インターネットを用いた事柄のなかには、「仮想空間」という言葉が使われることがあるように見られます。
その”空間”は物理的に存在していないから、”仮想”なのだと思います。
物理的に存在していないのですから、決して触れることはできず、パソコンやスマートフォンやインターネット回線がなければ、目にすることも耳にすることもない世界といえるかもしれません。
”実在はしていない。しかし存在している”
インターネットでは、ゲームのようにディスプレーを通してみえる”空間”を作り出している事柄があるように見られます。
また言葉を発する”場”もあると思います。
インターネットを用いて意見を発する”場”や、インターネットによるつながりによって、多くの人が意見をやりとりする”場”があるような気がします。
そんな”場”では対立が起こりやすいと感じます。
その対立は激化しやすいと思います。
また、そんな”場”では、糾弾も起こりやすいと感じます。
その糾弾は激化しやすいと思います。
それは、物理的に存在しない”場”であるがゆえかもしれません。
そして、物理的に存在しない”場”での糾弾や攻撃が、実在する社会に大きな影響を及ぼすことがあるような気がします。
そうなると、人はそれを避けようとするものだと思います。インターネットの”場”で行われる糾弾や攻撃は、到底太刀打ち出来ず、耐えられものではないほど大きくなることがあると思います。
あまりにも大きなダメージを受けることが予見されることも多々あると思います。
それでは避けなければならない、多くの人はそう考えるような気もします。
日本人の気質はその傾向が強いようにも感じられます。
大きなダメージを与えられるからこそ、インターネットの”場”で糾弾し攻撃しようとする人もいるように見られます。
”他者を徹底的に叩くことを求めている”
”徹底的に叩き、打ちひしがれた相手を目にすることに、ある種の快感を得ている”
そんな心理が、インターネットの”場”に漂っていると感じることがあります。
それは自覚できないことも多いような気がします。
インターネットの”場”は、人びとからそんな心理を引き出す磁力を持っているような印象があります。
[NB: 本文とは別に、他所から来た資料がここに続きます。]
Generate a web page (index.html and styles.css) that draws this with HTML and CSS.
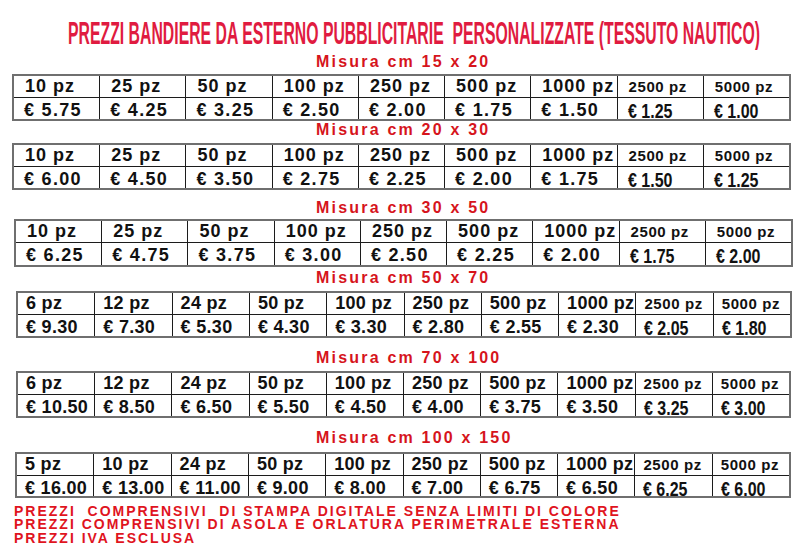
FILE: index.html
```html
<!DOCTYPE html>
<html lang="it">
<head>
<meta charset="utf-8">
<title>Prezzi bandiere</title>
<link rel="stylesheet" href="styles.css">
</head>
<body>
<div class="title"><span>PREZZI BANDIERE DA ESTERNO PUBBLICITARIE  PERSONALIZZATE (TESSUTO NAUTICO)</span></div>

<div class="label l1">Misura cm 15 x 20</div>
<div class="grid g9 wide t1">
  <div class="c">10 pz</div><div class="c">25 pz</div><div class="c">50 pz</div><div class="c">100 pz</div><div class="c">250 pz</div><div class="c">500 pz</div><div class="c">1000 pz</div><div class="c s">2500 pz</div><div class="c s">5000 pz</div>
  <div class="c p">€ 5.75</div><div class="c p">€ 4.25</div><div class="c p">€ 3.25</div><div class="c p">€ 2.50</div><div class="c p">€ 2.00</div><div class="c p">€ 1.75</div><div class="c p">€ 1.50</div><div class="c p n"><span>€ 1.25</span></div><div class="c p n"><span>€ 1.00</span></div>
</div>

<div class="label l2">Misura cm 20 x 30</div>
<div class="grid g9 wide t2">
  <div class="c">10 pz</div><div class="c">25 pz</div><div class="c">50 pz</div><div class="c">100 pz</div><div class="c">250 pz</div><div class="c">500 pz</div><div class="c">1000 pz</div><div class="c s">2500 pz</div><div class="c s">5000 pz</div>
  <div class="c p">€ 6.00</div><div class="c p">€ 4.50</div><div class="c p">€ 3.50</div><div class="c p">€ 2.75</div><div class="c p">€ 2.25</div><div class="c p">€ 2.00</div><div class="c p">€ 1.75</div><div class="c p n"><span>€ 1.50</span></div><div class="c p n"><span>€ 1.25</span></div>
</div>

<div class="label l3">Misura cm 30 x 50</div>
<div class="grid g9 wide t3">
  <div class="c">10 pz</div><div class="c">25 pz</div><div class="c">50 pz</div><div class="c">100 pz</div><div class="c">250 pz</div><div class="c">500 pz</div><div class="c">1000 pz</div><div class="c s">2500 pz</div><div class="c s">5000 pz</div>
  <div class="c p">€ 6.25</div><div class="c p">€ 4.75</div><div class="c p">€ 3.75</div><div class="c p">€ 3.00</div><div class="c p">€ 2.50</div><div class="c p">€ 2.25</div><div class="c p">€ 2.00</div><div class="c p n"><span>€ 1.75</span></div><div class="c p n"><span>€ 2.00</span></div>
</div>

<div class="label l4">Misura cm 50 x 70</div>
<div class="grid g10 t4">
  <div class="c">6 pz</div><div class="c">12 pz</div><div class="c">24 pz</div><div class="c">50 pz</div><div class="c">100 pz</div><div class="c">250 pz</div><div class="c">500 pz</div><div class="c">1000 pz</div><div class="c s">2500 pz</div><div class="c s">5000 pz</div>
  <div class="c p">€ 9.30</div><div class="c p">€ 7.30</div><div class="c p">€ 5.30</div><div class="c p">€ 4.30</div><div class="c p">€ 3.30</div><div class="c p">€ 2.80</div><div class="c p">€ 2.55</div><div class="c p">€ 2.30</div><div class="c p n"><span>€ 2.05</span></div><div class="c p n"><span>€ 1.80</span></div>
</div>

<div class="label l5">Misura cm 70 x 100</div>
<div class="grid g10 t5">
  <div class="c">6 pz</div><div class="c">12 pz</div><div class="c">24 pz</div><div class="c">50 pz</div><div class="c">100 pz</div><div class="c">250 pz</div><div class="c">500 pz</div><div class="c">1000 pz</div><div class="c s">2500 pz</div><div class="c s">5000 pz</div>
  <div class="c p">€ 10.50</div><div class="c p">€ 8.50</div><div class="c p">€ 6.50</div><div class="c p">€ 5.50</div><div class="c p">€ 4.50</div><div class="c p">€ 4.00</div><div class="c p">€ 3.75</div><div class="c p">€ 3.50</div><div class="c p n"><span>€ 3.25</span></div><div class="c p n"><span>€ 3.00</span></div>
</div>

<div class="label l6">Misura cm 100 x 150</div>
<div class="grid g10 t6">
  <div class="c">5 pz</div><div class="c">10 pz</div><div class="c">24 pz</div><div class="c">50 pz</div><div class="c">100 pz</div><div class="c">250 pz</div><div class="c">500 pz</div><div class="c">1000 pz</div><div class="c s">2500 pz</div><div class="c s">5000 pz</div>
  <div class="c p">€ 16.00</div><div class="c p">€ 13.00</div><div class="c p">€ 11.00</div><div class="c p">€ 9.00</div><div class="c p">€ 8.00</div><div class="c p">€ 7.00</div><div class="c p">€ 6.75</div><div class="c p">€ 6.50</div><div class="c p n"><span>€ 6.25</span></div><div class="c p n"><span>€ 6.00</span></div>
</div>

<div class="foot">
<div class="fl">PREZZI  COMPRENSIVI  DI STAMPA DIGITALE SENZA LIMITI DI COLORE</div>
<div class="fl">PREZZI COMPRENSIVI DI ASOLA E ORLATURA PERIMETRALE ESTERNA</div>
<div class="fl">PREZZI IVA ESCLUSA</div>
</div>
</body>
</html>
```
FILE: styles.css
```css
* { box-sizing: border-box; }
html, body { margin: 0; padding: 0; background: #ffffff; }
body {
  font-family: "Liberation Sans", Arial, sans-serif;
  width: 800px;
  overflow: hidden;
}

.title {
  display: flex;
  justify-content: center;
  align-items: flex-start;
  padding-left: 28px;
  margin-top: 31px;
  height: 16px;
}
.title span {
  display: inline-block;
  font-size: 15.8px;
  line-height: 16px;
  font-weight: bold;
  color: #e01b40;
  white-space: pre;
  transform-origin: 50% 13.4px;
  transform: scaleY(2.04);
}

.label {
  margin-left: 316px;
  height: 16px;
  font-size: 16px;
  line-height: 16px;
  font-weight: bold;
  letter-spacing: 2.2px;
  color: #d6141c;
  white-space: nowrap;
}
.l1 { margin-top: 7px; }
.l2 { margin-top: 1px; }
.l3 { margin-top: 10px; }
.l4 { margin-top: 3px; }
.l5 { margin-top: 12px; }
.l6 { margin-top: 12px; }

.grid {
  display: grid;
  gap: 1px;
  background: #1c1c1c;
  border: 2px solid #6f6f6f;
  grid-template-rows: 21px 21px;
}
.g9 { grid-template-columns: repeat(9, minmax(0, 1fr)); }
.g10 { grid-template-columns: repeat(10, minmax(0, 1fr)); }

.t1 { margin: 4px 0 0 12px; width: 779px; }
.t2 { margin: 5px 0 0 12px; width: 779px; }
.t3 { margin: 3px 0 0 14px; width: 779px; grid-template-rows: 21px 22px; }
.t4 { margin: 5px 0 0 16px; width: 776px; }
.t5 { margin: 5px 0 0 16px; width: 775px; }
.t6 { margin: 6px 0 0 15px; width: 776px; grid-template-rows: 21px 20px; }

.c {
  background: #ffffff;
  color: #111111;
  font-size: 18px;
  line-height: 21px;
  font-weight: bold;
  white-space: nowrap;
  padding-left: 8px;
  letter-spacing: 0.3px;
}
.wide .c { padding-left: 11px; letter-spacing: 1px; }
.wide .c.p { padding-left: 10px; letter-spacing: 1.3px; }
.c.p { line-height: 25px; }
.c.s { font-size: 15px; letter-spacing: 0.6px; }
.wide .c.s { letter-spacing: 0.6px; }
.c.n span {
  display: inline-block;
  font-size: 20px;
  letter-spacing: 0;
  transform-origin: left center;
  transform: translateY(1px) scaleX(0.8);
}
.wide .c.n span { letter-spacing: 0; }

.foot {
  margin: 7px 0 0 14px;
}
.fl {
  height: 13.3px;
  font-size: 14px;
  line-height: 13.3px;
  font-weight: bold;
  letter-spacing: 2px;
  color: #e0141e;
  white-space: pre;
}
```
そんな社会は”成熟した社会”といえるのだろうか、そんな考えが浮かぶことがあります。
しかし、インターネットは規制が追いつかないほど、急速に広がり、深まっていると感じられます。
インターネットを生み出している人たち本人でさえ、その速さによって置き去りにされていると感じることさえあります。
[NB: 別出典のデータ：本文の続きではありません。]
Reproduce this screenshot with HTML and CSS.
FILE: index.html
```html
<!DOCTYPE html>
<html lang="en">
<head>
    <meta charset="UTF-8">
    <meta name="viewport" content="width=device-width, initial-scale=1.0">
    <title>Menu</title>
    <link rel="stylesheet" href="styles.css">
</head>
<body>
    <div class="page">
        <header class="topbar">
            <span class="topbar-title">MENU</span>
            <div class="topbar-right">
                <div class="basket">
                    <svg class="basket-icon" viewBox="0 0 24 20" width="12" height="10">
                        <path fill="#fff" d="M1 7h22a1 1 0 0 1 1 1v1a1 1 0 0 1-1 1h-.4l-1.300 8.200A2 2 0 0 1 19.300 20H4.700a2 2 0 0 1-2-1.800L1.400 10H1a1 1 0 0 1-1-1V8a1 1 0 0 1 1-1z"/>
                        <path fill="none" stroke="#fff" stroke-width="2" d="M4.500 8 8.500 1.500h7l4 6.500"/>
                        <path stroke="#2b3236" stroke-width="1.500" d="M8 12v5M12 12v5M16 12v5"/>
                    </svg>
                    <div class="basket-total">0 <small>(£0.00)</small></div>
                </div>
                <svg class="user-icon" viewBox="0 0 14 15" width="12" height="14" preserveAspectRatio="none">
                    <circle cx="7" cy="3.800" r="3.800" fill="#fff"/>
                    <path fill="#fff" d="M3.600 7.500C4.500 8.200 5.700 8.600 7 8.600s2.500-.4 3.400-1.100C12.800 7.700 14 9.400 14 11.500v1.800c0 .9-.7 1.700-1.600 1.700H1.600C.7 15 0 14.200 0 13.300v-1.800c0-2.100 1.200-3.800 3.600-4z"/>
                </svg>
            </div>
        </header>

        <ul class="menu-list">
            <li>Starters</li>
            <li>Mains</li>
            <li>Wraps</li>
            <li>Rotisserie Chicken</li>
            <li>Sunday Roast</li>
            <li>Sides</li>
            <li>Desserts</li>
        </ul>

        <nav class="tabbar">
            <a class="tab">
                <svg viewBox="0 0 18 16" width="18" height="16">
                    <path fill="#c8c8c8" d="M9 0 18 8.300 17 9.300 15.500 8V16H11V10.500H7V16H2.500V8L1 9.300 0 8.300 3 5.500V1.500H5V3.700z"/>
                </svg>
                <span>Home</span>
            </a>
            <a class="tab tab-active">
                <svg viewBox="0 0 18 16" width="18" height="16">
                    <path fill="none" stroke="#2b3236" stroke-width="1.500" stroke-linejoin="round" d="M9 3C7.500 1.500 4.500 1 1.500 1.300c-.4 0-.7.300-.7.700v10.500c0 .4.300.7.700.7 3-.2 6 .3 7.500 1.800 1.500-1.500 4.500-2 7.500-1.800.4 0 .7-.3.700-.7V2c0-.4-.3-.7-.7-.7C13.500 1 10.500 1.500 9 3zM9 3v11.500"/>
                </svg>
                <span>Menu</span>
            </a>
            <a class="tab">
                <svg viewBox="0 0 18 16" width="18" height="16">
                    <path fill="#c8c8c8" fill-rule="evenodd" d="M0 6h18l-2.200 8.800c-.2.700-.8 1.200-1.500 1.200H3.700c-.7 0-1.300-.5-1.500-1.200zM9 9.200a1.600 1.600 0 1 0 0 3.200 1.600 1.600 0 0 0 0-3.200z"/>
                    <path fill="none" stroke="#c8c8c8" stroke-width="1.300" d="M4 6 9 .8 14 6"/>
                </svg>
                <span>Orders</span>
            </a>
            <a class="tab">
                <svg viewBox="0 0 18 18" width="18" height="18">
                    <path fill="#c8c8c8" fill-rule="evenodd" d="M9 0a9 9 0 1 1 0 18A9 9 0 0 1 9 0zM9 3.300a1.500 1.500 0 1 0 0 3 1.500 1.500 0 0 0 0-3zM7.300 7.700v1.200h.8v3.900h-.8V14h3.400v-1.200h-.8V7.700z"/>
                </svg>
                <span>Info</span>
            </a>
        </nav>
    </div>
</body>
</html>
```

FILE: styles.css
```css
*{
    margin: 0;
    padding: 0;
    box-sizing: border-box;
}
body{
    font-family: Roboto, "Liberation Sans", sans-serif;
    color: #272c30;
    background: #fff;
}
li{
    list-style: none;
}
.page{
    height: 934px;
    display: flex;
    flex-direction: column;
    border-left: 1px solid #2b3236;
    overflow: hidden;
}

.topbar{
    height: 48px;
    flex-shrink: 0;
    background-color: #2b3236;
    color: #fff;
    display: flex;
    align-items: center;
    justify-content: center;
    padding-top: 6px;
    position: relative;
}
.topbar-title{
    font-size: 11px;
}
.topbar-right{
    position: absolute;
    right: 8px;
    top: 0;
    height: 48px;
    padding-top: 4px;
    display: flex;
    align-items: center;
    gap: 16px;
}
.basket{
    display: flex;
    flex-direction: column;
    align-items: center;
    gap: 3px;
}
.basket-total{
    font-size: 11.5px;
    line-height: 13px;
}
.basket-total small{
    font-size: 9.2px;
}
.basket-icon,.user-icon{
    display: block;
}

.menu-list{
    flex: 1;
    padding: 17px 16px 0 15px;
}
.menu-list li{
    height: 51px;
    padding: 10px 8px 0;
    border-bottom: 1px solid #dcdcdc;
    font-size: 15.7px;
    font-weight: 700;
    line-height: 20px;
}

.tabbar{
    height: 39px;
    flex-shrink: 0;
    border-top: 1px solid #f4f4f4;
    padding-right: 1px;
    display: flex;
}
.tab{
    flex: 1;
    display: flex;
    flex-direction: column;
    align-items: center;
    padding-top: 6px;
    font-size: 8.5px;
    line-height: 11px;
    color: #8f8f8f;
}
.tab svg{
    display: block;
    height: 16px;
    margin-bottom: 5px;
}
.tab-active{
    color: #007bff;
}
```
インターネットの”場”で糾弾や攻撃が強まると、避けることも防ぐことも難しいような気がします。
糾弾や攻撃されたなら、それが激化しないうちに全面降伏するしかない、そう感じることがあります。
そうなると、はじめから糾弾や攻撃の標的にされないように、神経を使わざるを得ないと思います。
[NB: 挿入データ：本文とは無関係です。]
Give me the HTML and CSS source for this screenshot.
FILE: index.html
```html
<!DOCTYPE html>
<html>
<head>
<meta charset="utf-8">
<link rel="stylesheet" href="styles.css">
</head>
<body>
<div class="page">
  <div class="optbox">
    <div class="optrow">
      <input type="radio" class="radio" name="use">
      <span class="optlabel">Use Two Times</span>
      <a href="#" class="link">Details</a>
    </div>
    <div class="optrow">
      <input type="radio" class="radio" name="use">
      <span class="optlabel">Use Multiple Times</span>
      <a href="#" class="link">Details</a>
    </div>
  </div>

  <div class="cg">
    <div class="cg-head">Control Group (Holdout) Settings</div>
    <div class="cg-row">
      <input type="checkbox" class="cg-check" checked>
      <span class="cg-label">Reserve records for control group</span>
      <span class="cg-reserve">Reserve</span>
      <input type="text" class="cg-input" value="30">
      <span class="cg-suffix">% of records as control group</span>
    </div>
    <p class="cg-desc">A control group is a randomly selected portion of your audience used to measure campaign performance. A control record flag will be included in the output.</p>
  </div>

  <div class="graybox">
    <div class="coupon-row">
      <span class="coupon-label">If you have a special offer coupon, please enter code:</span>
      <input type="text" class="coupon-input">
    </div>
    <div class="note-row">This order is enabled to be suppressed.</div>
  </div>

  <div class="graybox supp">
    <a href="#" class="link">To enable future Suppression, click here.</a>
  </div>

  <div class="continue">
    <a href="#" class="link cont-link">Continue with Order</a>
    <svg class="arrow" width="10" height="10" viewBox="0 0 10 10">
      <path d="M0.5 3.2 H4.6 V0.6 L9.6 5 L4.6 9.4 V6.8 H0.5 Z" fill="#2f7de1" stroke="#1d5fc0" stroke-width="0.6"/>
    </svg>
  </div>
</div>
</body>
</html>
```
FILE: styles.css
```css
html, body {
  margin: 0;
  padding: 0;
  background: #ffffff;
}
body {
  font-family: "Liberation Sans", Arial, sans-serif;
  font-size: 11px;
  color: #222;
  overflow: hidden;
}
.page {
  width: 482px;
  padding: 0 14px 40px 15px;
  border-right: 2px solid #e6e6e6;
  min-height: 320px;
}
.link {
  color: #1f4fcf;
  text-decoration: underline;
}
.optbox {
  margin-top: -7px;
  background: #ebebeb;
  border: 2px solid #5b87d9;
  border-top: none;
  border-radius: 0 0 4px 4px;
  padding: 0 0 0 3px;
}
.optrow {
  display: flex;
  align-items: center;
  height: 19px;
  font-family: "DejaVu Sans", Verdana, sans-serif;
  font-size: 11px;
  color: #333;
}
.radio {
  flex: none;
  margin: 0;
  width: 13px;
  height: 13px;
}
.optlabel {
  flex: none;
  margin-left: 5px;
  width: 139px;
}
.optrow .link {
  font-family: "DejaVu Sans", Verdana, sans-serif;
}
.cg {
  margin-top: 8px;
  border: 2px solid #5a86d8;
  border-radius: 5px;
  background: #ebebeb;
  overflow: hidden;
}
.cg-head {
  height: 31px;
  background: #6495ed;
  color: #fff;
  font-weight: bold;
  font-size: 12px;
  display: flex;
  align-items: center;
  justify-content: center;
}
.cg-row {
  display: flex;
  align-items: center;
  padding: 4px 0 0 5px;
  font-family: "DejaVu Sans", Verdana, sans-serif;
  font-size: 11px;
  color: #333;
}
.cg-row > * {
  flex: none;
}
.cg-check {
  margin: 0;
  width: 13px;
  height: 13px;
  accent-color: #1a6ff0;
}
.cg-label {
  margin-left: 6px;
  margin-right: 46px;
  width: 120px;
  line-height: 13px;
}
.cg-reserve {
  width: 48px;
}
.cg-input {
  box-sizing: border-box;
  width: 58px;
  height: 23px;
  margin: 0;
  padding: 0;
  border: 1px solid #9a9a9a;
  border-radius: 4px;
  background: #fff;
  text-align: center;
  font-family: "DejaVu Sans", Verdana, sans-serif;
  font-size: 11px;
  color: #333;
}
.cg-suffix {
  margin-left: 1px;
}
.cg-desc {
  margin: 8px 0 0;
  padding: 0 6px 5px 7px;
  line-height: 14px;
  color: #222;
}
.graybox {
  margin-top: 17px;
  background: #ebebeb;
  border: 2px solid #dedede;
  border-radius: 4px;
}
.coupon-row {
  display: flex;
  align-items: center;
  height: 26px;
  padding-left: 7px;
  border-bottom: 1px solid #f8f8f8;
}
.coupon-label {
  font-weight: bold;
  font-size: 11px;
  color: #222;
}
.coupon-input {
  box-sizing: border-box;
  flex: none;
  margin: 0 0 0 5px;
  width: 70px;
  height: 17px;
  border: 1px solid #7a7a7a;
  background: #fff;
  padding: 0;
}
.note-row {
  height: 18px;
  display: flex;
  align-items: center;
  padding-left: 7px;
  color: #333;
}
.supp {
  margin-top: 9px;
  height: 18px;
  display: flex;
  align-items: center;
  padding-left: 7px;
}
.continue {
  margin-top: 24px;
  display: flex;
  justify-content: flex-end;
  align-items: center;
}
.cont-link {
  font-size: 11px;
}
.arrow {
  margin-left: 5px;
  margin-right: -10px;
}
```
”何か問題がおこるかもしれない、それが予見できる事柄にははじめから手を出さない
”責任を負うことをはじめからさける”
日本人は昔からその傾向が強いと聞くことがあります。
インターネットによる糾弾と攻撃による影響の強まりによって、俗にいう「事なかれ主義」も強まる傾向があると感じることがあります。
今の社会は、インターネットによって表現も行動も、幾重にも縛られている感があります。
そしてときに善意を萎縮させることもあるような気がします。
しかし、インターネットの拡大は、もはや人間の力では止められないと感じられます。
しかもその進化や拡大はあまりにも急速で、人間に過渡期を与えてくれない印象があります。 人間はそのことに気付く暇さえ与えられていないような気がします。
人間は、インターネットという実在しない存在に支配されているのかもしれません。
その支配は強まり続けているのかもしれません。
しかし人間はそのことに気付いてさえいないのかもしれません。